*Aim of the task*. Find the lines that hold the word "page" and return them.

*Data lines*.
--- start ---
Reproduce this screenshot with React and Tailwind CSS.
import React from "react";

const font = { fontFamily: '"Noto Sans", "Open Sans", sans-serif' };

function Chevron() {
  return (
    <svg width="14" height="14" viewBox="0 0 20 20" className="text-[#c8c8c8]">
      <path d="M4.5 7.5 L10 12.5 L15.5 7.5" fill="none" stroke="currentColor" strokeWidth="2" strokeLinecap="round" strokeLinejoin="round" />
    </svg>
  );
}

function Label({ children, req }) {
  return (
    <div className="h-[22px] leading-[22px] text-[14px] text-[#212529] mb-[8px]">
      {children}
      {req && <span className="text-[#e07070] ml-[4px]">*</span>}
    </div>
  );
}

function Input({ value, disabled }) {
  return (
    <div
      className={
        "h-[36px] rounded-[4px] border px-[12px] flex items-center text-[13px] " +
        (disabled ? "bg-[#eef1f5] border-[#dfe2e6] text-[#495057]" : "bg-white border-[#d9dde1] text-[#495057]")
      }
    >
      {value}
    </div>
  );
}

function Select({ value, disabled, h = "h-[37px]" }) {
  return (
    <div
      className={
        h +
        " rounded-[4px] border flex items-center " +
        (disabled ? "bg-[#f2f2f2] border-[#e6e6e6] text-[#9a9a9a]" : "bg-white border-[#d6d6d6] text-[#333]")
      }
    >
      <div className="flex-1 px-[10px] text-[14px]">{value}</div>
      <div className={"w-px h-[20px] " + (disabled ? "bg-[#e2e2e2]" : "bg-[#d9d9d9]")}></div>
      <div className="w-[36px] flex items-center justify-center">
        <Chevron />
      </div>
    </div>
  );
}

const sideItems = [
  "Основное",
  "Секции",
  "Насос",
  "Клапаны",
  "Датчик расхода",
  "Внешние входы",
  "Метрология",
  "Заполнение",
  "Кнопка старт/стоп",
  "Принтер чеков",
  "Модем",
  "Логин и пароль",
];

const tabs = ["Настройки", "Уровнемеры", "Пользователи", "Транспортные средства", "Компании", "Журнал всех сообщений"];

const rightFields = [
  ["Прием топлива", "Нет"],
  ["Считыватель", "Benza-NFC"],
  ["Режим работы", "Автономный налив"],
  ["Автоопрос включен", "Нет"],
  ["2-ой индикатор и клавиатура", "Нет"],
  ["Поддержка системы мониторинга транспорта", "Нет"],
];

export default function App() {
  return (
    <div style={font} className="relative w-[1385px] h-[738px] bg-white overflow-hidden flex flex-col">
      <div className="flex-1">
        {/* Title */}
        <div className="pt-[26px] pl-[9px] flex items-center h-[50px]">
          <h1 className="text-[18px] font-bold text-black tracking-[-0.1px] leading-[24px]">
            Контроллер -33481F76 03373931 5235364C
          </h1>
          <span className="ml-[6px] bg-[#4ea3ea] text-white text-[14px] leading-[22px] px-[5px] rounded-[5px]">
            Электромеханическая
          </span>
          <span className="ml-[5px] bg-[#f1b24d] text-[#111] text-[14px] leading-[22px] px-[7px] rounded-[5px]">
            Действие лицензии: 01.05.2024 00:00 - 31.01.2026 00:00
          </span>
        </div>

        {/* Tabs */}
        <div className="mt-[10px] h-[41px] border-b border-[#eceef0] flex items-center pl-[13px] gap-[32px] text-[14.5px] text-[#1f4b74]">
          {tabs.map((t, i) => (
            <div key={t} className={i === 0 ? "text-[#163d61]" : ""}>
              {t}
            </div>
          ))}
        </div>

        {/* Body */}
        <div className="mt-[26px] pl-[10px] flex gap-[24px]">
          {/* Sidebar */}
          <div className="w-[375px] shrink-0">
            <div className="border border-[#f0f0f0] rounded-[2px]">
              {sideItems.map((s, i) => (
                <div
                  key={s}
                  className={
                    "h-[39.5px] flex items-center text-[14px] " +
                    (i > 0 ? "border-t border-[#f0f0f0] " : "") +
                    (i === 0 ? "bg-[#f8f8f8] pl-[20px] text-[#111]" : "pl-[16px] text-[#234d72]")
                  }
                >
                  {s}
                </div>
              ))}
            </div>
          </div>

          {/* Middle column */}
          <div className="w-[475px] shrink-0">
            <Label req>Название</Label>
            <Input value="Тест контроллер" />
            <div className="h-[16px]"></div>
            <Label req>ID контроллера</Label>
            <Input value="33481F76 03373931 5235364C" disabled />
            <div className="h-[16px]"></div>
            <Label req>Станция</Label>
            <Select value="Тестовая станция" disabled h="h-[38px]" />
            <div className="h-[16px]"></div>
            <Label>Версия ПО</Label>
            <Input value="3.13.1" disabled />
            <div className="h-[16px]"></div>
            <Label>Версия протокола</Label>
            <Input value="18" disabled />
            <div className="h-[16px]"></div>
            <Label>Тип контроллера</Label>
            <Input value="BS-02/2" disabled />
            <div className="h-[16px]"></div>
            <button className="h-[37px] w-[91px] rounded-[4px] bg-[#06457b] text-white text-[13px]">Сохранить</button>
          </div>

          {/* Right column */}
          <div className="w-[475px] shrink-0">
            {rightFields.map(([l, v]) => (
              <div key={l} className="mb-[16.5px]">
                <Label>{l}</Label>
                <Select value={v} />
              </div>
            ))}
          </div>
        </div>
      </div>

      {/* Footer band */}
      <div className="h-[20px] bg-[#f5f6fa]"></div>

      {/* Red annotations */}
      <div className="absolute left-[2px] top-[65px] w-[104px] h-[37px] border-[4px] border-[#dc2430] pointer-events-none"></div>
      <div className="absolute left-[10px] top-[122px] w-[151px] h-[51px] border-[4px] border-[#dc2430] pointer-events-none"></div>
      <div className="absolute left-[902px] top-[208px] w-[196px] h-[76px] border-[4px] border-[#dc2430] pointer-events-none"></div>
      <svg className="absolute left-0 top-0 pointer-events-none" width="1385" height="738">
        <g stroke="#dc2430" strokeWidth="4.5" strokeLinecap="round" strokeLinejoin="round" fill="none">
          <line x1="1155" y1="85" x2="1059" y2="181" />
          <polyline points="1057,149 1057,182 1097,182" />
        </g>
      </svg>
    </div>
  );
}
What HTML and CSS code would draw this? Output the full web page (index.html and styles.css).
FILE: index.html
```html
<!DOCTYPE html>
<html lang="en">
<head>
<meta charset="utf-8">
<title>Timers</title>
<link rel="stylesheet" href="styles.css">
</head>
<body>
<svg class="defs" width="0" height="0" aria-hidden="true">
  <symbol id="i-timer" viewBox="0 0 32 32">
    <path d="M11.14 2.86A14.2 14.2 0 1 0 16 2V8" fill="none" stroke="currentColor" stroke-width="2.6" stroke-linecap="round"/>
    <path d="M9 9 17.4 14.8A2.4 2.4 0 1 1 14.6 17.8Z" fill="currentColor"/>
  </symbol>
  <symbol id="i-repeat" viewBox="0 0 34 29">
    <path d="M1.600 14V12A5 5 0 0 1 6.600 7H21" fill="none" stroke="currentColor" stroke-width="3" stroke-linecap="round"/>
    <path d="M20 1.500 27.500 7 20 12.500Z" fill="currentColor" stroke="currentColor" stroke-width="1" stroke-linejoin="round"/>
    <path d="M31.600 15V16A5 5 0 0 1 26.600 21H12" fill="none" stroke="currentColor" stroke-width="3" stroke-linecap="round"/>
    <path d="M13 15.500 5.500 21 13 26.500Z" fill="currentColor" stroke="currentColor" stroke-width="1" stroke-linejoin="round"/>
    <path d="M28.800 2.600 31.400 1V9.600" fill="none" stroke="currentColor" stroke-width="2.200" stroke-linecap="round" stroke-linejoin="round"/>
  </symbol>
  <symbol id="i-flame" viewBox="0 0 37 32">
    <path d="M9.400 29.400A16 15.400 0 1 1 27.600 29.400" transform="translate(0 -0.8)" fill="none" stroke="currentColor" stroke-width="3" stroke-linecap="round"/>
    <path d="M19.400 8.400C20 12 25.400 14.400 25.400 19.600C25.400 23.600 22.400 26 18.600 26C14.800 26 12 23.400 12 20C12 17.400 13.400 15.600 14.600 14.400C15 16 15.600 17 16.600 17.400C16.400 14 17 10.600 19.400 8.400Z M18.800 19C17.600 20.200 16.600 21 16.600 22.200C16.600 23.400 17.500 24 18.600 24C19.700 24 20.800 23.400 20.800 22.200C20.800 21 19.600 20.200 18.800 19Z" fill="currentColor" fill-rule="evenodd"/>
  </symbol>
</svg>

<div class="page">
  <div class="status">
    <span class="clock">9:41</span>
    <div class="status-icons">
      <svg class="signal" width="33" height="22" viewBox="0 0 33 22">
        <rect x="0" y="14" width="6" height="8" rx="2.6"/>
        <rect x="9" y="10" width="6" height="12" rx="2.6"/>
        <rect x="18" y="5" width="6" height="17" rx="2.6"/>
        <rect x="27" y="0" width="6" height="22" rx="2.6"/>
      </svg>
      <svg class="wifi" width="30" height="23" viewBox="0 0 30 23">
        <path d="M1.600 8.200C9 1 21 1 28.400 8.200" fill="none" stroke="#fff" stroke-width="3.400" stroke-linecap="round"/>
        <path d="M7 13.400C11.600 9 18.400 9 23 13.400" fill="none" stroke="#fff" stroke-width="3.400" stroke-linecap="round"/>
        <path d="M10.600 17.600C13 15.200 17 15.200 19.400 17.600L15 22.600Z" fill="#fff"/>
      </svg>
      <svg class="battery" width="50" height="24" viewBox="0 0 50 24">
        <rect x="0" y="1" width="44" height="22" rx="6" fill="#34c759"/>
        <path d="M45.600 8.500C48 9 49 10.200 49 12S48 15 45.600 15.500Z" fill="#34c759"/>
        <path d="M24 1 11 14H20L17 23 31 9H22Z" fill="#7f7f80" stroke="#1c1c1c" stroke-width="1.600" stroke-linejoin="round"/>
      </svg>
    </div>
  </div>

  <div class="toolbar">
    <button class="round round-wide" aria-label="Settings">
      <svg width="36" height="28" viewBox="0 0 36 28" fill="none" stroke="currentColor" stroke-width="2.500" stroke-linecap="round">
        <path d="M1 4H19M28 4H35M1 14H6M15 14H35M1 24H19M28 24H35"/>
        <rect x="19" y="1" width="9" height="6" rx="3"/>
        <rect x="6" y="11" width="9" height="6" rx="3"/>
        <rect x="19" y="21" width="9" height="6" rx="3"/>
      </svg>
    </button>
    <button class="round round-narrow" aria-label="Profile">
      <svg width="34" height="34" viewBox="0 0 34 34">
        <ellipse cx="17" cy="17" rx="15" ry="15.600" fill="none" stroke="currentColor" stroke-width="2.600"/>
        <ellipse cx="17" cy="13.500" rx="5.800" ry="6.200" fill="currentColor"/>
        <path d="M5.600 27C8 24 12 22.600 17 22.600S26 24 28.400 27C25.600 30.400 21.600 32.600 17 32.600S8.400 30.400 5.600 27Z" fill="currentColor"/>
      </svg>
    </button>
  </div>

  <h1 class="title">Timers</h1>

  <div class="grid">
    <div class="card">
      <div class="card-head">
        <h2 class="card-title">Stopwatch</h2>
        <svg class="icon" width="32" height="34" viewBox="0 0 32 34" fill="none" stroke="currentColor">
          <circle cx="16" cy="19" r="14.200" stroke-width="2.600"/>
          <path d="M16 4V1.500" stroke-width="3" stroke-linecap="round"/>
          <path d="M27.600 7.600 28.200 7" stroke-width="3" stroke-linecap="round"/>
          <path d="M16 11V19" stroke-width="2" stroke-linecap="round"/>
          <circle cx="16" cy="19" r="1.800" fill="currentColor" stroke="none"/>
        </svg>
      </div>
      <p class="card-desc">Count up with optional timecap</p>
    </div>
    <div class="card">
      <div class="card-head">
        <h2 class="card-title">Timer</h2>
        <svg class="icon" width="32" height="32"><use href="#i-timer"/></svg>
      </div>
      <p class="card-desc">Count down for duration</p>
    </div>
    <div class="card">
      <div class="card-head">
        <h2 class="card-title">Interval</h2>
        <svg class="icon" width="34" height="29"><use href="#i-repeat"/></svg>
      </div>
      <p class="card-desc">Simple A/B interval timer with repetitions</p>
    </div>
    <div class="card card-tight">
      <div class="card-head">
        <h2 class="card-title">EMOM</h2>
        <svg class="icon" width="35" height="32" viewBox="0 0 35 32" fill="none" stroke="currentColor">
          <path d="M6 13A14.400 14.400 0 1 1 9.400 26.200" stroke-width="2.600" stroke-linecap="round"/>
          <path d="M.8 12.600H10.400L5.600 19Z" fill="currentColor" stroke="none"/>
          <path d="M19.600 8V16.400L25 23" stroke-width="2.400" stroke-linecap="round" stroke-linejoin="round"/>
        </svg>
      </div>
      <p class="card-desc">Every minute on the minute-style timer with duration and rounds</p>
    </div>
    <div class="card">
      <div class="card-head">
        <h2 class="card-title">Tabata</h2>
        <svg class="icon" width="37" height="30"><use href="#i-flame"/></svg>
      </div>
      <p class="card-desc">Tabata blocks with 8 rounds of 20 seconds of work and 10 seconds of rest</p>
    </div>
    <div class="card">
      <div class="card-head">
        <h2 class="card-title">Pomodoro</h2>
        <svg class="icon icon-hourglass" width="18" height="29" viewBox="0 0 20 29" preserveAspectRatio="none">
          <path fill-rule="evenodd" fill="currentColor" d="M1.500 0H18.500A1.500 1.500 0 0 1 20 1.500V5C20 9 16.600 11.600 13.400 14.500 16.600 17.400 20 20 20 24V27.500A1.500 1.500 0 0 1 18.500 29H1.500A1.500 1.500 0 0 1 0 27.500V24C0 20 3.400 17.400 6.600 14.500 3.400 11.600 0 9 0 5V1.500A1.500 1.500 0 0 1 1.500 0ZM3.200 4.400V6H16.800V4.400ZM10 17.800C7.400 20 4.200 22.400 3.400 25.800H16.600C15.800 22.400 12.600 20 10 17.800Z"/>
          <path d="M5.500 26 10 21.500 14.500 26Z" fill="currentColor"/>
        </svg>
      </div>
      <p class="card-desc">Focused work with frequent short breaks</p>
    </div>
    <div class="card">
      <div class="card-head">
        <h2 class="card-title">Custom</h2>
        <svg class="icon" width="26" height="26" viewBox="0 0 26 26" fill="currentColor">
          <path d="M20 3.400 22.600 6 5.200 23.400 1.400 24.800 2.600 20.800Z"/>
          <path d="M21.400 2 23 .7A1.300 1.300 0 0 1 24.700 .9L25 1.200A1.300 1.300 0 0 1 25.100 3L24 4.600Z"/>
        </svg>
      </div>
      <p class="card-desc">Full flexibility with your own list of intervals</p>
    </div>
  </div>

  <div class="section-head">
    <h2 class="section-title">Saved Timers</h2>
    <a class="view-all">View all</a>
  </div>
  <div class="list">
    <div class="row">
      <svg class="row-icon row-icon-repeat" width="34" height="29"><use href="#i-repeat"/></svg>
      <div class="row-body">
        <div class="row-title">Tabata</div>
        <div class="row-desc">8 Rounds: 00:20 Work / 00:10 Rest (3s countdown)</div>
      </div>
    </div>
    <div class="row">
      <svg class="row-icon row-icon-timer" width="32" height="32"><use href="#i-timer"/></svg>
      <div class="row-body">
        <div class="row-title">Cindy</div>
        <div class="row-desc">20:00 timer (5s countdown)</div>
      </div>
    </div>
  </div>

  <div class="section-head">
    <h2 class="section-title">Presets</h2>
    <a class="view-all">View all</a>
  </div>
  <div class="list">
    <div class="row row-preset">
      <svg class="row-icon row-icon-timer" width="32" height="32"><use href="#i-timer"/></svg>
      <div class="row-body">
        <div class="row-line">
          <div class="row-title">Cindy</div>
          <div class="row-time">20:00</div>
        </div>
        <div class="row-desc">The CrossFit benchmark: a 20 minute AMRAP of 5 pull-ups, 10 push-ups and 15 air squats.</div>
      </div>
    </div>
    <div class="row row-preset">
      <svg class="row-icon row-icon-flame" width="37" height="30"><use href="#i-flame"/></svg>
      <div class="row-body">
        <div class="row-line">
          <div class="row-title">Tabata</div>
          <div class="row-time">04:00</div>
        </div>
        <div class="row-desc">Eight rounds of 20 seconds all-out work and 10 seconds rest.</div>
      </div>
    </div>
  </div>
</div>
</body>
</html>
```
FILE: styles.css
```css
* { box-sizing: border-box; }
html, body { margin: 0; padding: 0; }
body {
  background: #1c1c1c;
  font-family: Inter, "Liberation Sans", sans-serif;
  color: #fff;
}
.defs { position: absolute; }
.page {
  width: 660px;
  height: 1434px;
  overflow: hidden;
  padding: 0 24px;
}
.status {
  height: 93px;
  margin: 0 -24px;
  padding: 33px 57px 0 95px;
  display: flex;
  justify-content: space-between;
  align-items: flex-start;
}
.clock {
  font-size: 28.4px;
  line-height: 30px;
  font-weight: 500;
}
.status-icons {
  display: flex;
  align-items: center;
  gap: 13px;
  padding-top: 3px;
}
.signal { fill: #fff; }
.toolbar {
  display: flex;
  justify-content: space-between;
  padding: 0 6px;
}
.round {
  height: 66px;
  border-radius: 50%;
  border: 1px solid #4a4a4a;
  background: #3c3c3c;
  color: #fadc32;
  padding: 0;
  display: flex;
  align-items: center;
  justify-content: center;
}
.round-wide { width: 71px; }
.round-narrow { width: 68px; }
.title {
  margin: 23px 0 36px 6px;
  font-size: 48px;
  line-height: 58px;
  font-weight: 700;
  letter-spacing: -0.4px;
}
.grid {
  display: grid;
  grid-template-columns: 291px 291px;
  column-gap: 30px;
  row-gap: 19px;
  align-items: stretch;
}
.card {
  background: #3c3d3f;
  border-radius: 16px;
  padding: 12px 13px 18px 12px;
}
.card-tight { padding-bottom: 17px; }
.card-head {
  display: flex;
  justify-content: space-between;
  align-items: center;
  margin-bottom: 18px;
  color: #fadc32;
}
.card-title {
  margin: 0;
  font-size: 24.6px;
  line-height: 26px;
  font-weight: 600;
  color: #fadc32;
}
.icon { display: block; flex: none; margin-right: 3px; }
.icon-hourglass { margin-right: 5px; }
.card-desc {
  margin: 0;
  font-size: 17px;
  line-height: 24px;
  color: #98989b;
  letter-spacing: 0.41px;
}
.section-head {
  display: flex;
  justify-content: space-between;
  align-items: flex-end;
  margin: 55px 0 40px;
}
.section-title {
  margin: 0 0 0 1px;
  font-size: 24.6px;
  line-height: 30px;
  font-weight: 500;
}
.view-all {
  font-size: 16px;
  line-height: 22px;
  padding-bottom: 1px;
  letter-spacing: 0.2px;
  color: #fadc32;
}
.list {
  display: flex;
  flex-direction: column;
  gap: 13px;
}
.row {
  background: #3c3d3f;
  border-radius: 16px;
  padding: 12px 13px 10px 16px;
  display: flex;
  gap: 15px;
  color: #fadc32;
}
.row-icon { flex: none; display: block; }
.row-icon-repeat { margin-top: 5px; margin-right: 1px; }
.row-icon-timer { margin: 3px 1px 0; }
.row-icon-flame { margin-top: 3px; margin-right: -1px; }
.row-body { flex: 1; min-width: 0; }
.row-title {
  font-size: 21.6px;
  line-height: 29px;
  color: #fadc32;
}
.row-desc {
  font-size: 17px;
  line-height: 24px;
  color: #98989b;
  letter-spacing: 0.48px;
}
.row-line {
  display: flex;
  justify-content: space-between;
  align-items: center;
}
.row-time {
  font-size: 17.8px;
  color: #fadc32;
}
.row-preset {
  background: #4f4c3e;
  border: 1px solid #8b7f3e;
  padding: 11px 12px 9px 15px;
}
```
--- end ---
*Result of the exercise*.
What HTML and CSS code would draw this? Output the full web page (index.html and styles.css).
<div class="page">
.page {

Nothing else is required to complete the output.